→ **To be done**: Every line below that mentions the word "with" should be copied out.
+===+
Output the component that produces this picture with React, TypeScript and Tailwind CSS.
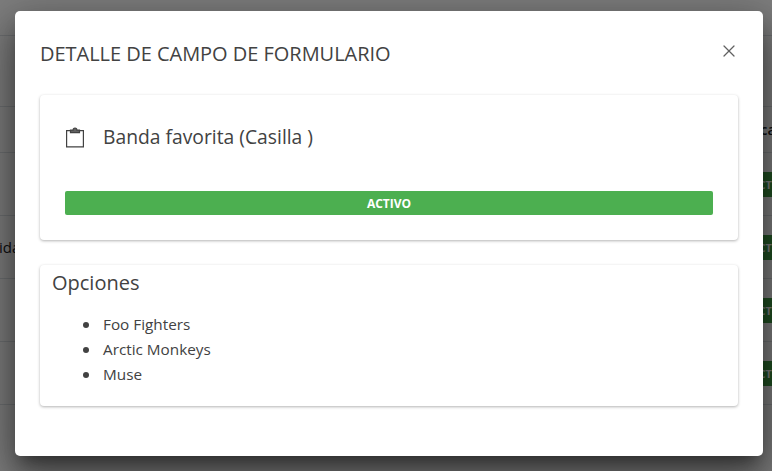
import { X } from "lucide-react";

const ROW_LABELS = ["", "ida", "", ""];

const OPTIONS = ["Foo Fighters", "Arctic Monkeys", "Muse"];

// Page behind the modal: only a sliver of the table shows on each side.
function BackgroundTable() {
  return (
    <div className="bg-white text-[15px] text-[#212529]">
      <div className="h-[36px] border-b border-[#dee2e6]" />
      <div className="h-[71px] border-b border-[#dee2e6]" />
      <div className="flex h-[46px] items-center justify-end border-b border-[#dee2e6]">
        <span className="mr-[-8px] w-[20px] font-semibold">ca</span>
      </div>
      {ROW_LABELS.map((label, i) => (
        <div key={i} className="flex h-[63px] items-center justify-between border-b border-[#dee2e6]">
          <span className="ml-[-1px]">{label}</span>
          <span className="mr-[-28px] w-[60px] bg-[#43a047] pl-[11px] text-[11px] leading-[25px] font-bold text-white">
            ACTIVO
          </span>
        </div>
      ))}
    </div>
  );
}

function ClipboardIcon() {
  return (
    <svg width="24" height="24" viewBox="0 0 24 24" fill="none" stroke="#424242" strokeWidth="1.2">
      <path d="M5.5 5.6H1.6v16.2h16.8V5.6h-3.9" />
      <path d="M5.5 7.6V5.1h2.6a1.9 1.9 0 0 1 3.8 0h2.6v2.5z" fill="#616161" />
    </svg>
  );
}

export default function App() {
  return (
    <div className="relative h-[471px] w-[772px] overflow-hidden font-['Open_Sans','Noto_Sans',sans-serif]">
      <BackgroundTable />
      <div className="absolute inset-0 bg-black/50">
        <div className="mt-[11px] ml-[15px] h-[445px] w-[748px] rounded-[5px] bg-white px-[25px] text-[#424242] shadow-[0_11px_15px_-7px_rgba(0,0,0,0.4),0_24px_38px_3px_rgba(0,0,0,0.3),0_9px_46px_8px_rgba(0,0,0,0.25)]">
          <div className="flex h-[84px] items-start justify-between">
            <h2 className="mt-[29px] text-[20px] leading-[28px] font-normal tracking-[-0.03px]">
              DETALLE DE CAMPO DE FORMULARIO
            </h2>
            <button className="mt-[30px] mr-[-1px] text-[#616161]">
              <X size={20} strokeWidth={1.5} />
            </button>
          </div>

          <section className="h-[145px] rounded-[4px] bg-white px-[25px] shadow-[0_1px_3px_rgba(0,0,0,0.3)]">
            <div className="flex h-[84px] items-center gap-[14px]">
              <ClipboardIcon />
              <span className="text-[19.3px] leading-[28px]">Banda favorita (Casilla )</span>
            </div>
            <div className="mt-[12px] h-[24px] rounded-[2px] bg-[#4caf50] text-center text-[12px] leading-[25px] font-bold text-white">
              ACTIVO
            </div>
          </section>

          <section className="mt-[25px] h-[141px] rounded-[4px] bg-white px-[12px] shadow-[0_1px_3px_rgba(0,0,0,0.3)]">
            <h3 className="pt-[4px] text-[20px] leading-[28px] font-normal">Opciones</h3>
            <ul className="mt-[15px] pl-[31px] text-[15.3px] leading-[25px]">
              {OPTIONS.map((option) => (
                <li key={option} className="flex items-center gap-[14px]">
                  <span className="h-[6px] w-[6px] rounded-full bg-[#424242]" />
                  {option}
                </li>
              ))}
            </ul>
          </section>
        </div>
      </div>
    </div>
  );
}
+===+
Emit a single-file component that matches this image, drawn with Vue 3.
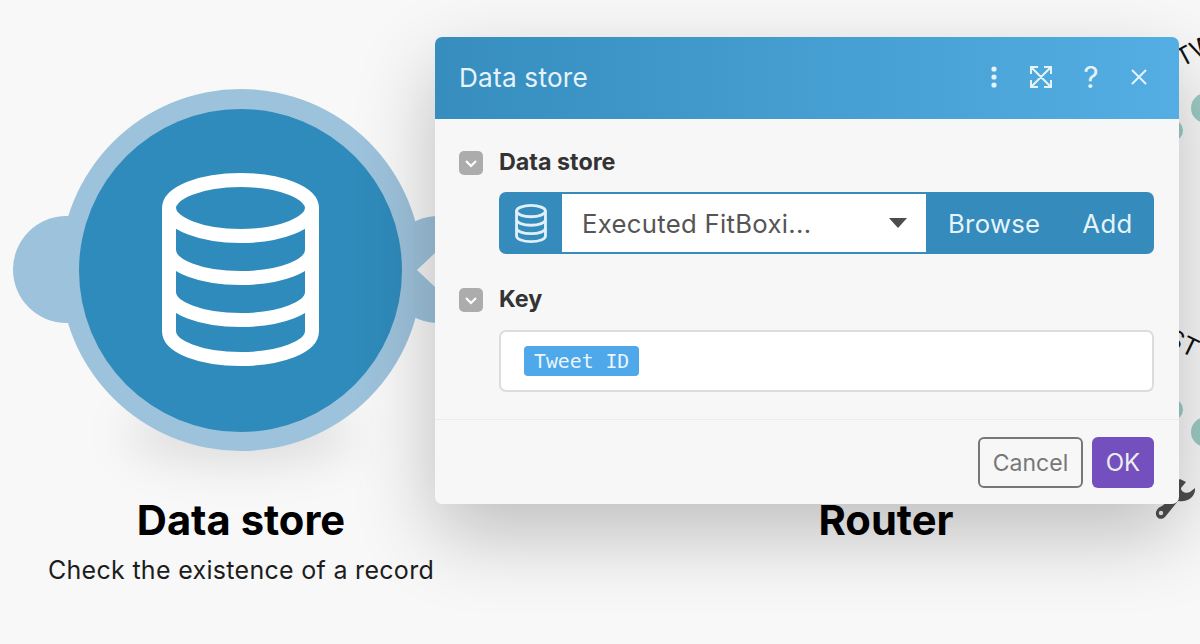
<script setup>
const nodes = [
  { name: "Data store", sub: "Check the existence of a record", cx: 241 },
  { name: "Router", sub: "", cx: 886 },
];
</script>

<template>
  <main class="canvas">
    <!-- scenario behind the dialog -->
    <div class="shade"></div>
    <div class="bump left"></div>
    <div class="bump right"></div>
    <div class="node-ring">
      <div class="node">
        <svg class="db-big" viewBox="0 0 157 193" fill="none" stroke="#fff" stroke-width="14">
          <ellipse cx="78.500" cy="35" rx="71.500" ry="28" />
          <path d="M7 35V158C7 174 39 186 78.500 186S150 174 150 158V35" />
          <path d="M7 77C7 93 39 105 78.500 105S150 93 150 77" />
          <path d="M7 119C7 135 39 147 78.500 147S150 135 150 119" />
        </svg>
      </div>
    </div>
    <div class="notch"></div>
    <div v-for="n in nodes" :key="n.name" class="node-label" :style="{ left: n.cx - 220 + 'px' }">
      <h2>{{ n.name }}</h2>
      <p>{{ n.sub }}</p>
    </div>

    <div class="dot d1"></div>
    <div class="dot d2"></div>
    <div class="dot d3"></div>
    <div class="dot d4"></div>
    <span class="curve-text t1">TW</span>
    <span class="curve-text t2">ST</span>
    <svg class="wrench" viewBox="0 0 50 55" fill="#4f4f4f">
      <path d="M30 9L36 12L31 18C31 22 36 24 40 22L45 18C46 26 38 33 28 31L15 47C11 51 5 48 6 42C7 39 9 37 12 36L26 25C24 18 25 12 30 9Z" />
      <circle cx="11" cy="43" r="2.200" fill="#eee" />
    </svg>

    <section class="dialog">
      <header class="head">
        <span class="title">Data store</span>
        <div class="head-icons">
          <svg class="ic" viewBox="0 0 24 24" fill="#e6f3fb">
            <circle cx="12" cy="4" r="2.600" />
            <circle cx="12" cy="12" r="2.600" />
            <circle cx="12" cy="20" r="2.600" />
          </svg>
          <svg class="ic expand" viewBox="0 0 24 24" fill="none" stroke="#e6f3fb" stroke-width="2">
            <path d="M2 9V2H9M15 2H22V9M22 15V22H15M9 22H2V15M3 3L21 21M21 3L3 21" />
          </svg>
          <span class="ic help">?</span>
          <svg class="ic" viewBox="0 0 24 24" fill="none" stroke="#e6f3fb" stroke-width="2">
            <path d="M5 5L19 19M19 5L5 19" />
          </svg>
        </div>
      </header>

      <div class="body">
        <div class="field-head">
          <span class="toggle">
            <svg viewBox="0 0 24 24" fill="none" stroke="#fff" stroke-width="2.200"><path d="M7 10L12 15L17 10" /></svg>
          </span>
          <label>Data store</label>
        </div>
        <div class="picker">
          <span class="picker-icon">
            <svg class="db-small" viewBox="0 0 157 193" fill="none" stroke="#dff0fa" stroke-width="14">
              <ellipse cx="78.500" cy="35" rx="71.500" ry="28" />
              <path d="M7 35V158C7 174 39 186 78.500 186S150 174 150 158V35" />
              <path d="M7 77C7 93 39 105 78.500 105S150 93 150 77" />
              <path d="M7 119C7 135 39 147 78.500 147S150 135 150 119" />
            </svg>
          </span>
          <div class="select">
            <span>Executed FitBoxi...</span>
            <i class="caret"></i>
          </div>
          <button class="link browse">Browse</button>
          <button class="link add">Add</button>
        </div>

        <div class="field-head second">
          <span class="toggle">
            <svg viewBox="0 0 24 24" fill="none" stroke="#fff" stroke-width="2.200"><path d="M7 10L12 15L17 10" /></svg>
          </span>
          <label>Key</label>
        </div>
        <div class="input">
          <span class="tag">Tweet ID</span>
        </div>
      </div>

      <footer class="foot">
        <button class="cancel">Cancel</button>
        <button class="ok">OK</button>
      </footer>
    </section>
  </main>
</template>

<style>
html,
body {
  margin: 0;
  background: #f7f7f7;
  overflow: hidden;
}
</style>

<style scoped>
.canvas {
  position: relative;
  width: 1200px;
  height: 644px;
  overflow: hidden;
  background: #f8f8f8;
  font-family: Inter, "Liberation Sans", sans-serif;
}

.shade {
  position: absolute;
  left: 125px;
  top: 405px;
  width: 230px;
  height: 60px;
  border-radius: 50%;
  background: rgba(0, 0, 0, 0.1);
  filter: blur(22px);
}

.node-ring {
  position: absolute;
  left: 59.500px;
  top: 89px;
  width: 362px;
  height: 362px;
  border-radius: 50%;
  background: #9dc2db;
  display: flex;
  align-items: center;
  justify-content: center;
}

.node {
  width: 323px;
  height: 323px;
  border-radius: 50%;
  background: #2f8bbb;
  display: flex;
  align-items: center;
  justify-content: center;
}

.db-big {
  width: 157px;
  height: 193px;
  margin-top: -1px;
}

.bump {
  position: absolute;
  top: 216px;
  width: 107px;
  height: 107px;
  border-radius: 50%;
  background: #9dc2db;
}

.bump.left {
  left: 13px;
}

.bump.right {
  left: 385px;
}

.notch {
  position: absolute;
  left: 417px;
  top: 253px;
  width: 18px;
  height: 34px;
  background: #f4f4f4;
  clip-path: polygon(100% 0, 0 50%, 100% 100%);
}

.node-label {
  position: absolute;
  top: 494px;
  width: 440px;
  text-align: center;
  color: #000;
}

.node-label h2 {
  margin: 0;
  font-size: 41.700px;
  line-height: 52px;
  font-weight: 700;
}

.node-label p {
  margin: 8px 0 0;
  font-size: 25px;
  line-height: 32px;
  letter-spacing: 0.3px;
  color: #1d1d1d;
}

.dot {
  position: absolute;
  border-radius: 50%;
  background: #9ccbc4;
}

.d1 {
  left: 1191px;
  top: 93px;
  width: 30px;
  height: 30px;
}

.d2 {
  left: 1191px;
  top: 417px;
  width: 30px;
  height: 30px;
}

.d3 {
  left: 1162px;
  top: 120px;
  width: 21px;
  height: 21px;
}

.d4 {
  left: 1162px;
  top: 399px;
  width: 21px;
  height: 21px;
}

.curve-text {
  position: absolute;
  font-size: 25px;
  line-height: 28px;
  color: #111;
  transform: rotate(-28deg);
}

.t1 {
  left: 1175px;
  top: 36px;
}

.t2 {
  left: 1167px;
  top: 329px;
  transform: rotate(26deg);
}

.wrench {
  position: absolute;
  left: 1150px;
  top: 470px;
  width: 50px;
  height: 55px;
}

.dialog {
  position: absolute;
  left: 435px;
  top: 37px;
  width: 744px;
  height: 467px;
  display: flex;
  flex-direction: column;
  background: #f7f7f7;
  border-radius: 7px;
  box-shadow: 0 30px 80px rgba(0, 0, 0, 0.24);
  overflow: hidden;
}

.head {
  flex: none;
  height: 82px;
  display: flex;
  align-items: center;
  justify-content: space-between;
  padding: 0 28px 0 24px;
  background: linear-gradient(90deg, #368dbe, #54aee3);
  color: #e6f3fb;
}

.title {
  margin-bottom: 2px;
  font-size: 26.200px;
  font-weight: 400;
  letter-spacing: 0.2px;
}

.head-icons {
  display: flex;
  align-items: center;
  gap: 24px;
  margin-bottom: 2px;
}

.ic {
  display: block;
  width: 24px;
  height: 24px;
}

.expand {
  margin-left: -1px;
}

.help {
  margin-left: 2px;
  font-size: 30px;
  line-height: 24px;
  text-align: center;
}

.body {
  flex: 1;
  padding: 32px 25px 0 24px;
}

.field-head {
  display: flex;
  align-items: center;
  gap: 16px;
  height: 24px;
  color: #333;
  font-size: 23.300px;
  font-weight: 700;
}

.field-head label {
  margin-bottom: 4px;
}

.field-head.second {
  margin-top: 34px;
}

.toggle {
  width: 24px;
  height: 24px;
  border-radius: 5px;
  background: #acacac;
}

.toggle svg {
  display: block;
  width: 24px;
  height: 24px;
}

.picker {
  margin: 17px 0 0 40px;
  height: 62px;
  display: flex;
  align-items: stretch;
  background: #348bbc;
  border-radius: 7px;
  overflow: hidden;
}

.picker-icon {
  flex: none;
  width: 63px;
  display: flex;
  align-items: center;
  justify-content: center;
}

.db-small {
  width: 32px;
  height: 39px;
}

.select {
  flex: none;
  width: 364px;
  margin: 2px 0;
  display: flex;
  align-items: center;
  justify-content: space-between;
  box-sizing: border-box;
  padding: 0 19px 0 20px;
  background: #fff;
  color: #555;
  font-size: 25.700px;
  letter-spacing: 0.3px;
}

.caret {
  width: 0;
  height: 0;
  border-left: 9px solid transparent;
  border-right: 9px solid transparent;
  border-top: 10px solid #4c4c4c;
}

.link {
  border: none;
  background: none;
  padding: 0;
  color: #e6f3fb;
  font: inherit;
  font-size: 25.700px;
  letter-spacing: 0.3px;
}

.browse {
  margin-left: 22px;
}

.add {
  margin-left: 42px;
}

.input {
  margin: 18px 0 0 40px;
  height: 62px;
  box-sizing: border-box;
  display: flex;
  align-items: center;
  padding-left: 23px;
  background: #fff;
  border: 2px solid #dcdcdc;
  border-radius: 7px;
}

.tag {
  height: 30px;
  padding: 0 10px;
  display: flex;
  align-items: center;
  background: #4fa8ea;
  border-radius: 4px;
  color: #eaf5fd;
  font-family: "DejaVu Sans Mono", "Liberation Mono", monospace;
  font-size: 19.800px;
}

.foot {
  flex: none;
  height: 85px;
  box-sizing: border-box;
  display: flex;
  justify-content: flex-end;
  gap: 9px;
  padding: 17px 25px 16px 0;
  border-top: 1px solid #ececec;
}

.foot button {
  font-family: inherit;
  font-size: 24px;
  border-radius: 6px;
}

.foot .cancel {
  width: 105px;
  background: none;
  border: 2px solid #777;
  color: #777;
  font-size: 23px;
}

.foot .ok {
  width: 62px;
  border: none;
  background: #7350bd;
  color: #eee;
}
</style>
+===+
→ **Output for this exercise**:
Output the component that produces this picture with React, TypeScript and Tailwind CSS.
Emit a single-file component that matches this image, drawn with Vue 3.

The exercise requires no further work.